Just when you thought
Breaking Bad could not become more tense, more witty, more elegantly shot, or more exuberantly acted, along came season 4, with Bryan Cranston as a Walter White newly attuned to his own capacity for revenge and evildoing. If the most memorable lines of the year came from Walter's ''I am the one who knocks'' speech, in which he owned the bad behavior he'd previously justified as helping his family, the year's most indelible image was the horror face of Giancarlo Esposito's Gus, half blown off by an explosion in the season finale. In between the speech and the image, Walter and Aaron Paul's Jesse slithered past the relentless investigation into their meth lab by Walter's brother-in-law Hank (Dean Norris) and neatly avoided being messed up by Jonathan Banks' hitman extraordinaire Mike. Series creator Vince Gilligan avoided all the traps of hard-boiled, ''gritty'' TV there's no cheap cynicism, no pretentiously existential dread weighing down this work.

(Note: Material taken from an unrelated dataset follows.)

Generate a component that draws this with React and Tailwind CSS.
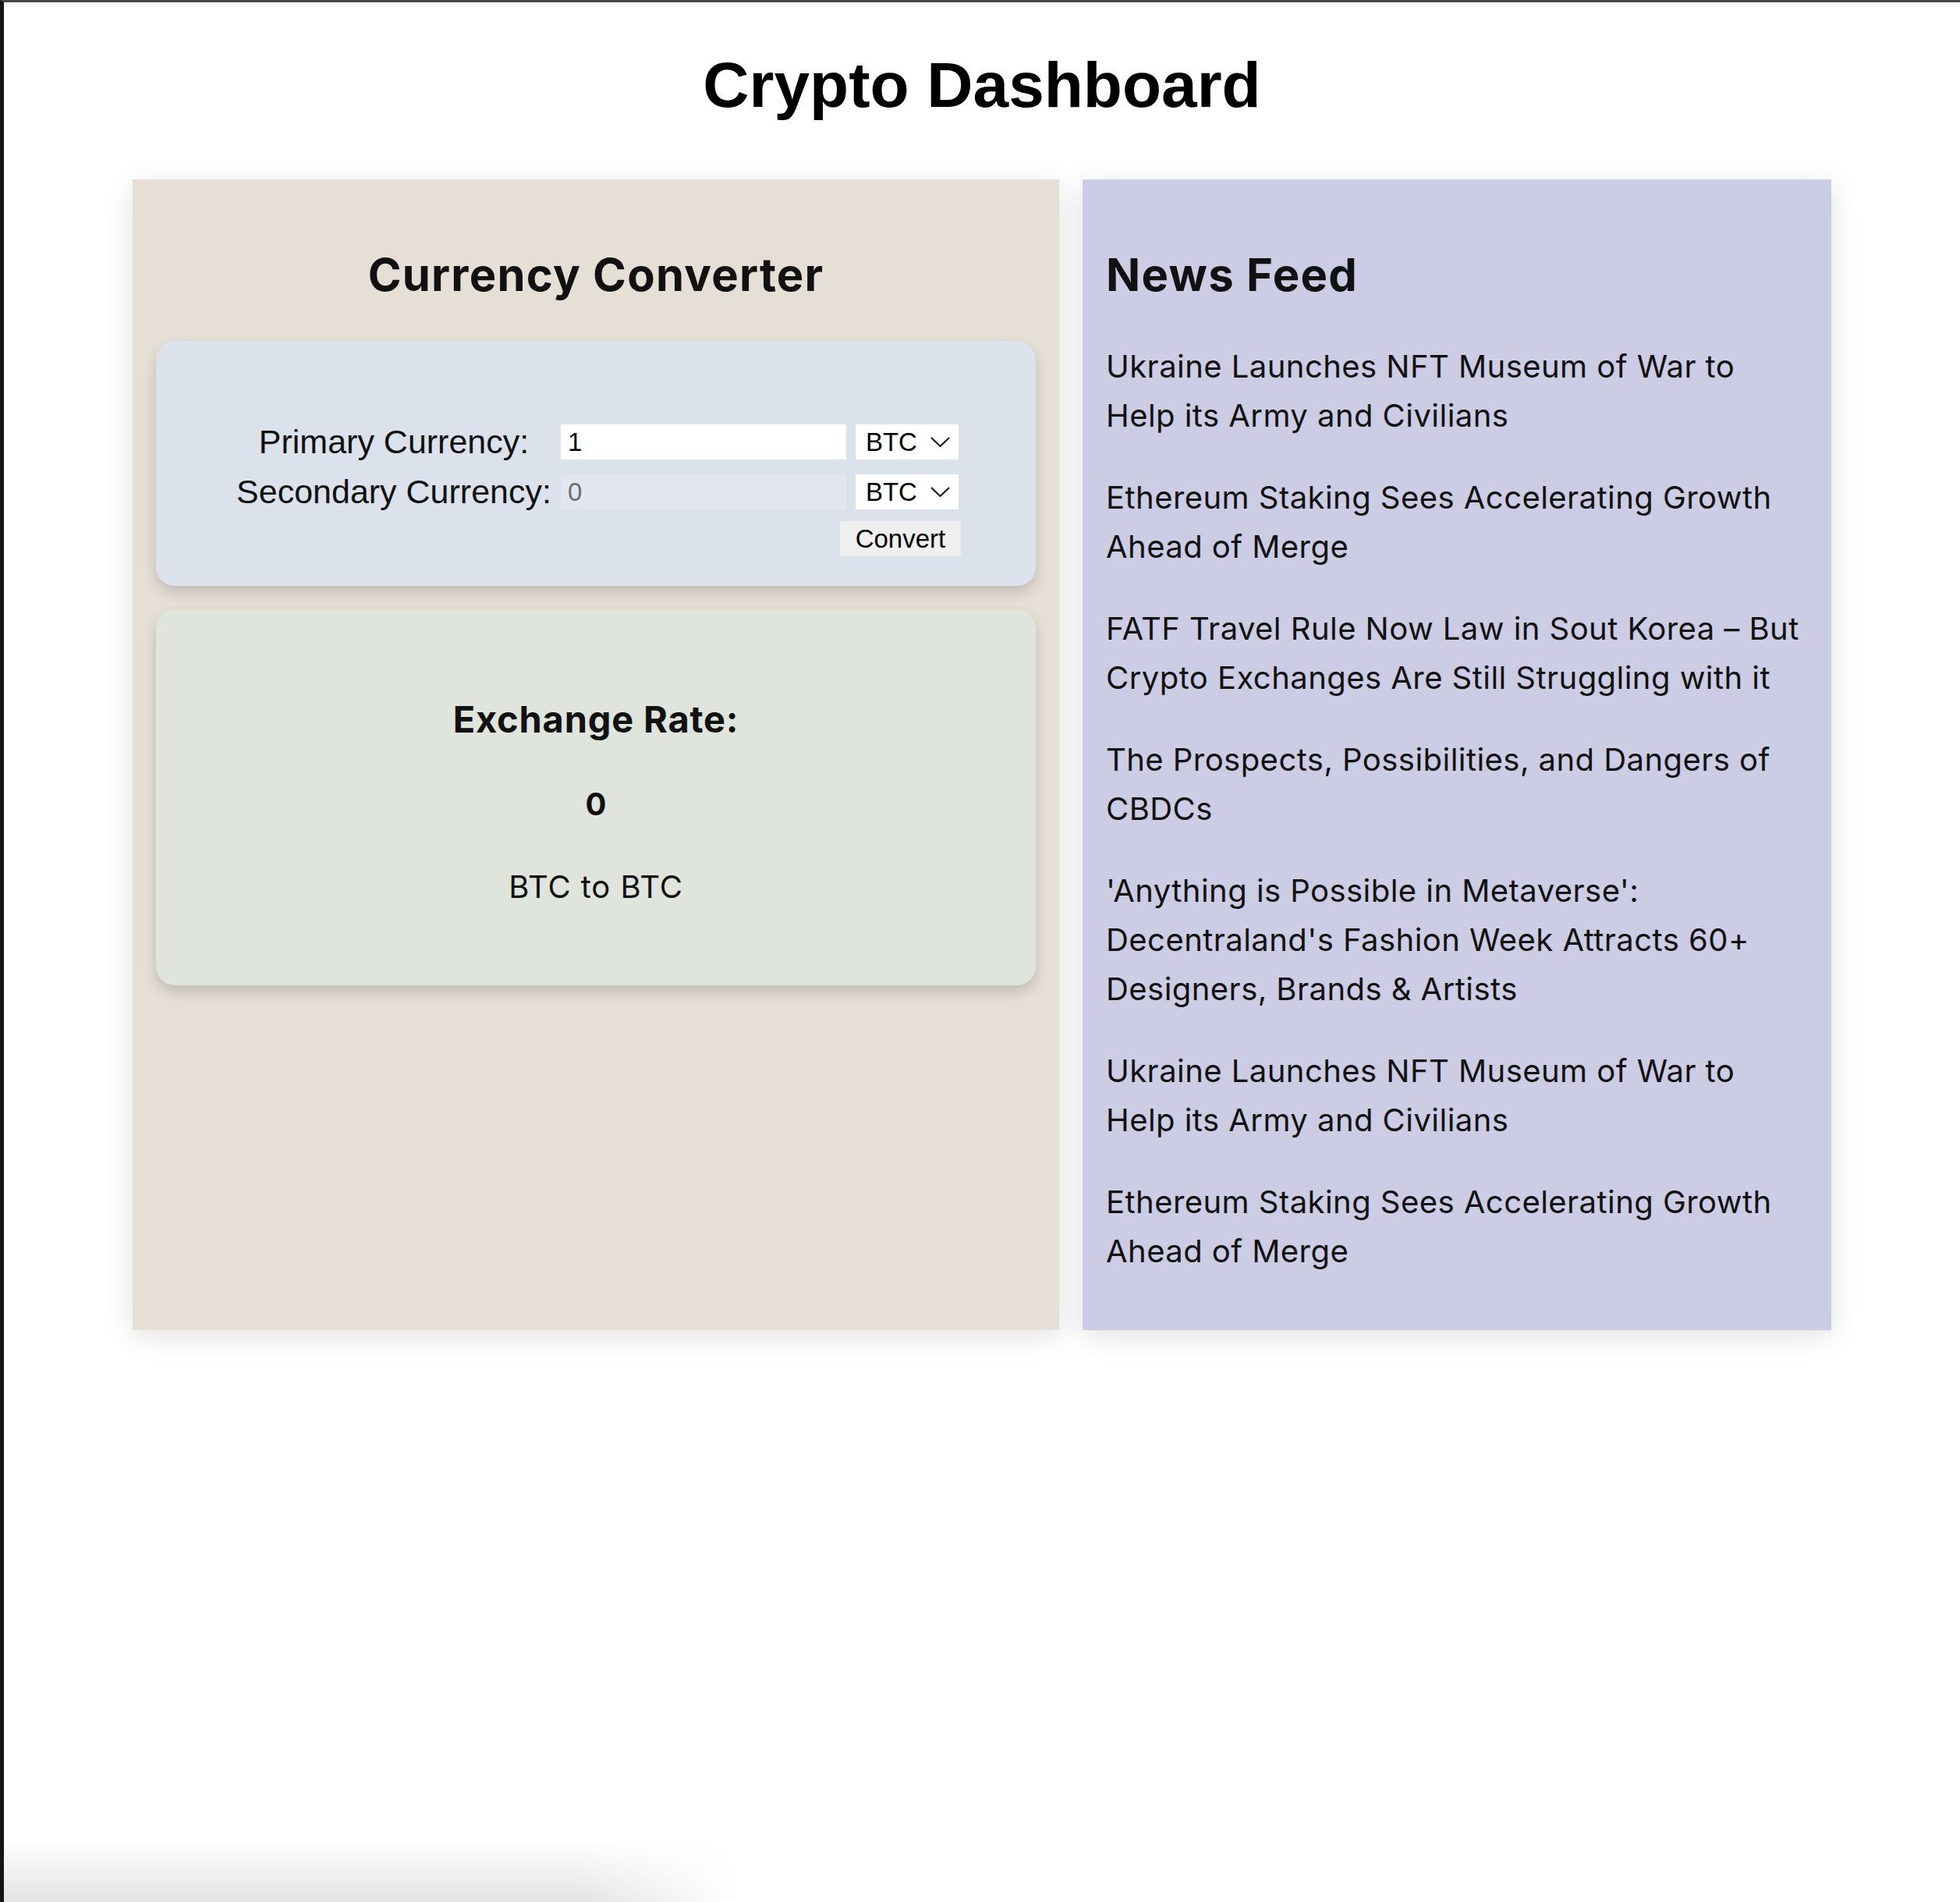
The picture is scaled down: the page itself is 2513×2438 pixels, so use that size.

Instead, there was a sunny energy to the way Walter's wife, Skyler (the glowing Anna Gunn), took to the life of a criminal accountant running a gleaming car wash to launder the drug profits. Even Gus, the series' thus-far-ultimate foe for Walter, had an air of prim jauntiness to him, adjusting his tie shortly after going ka-boom. That's
Bad: So good, it could make a skull smile.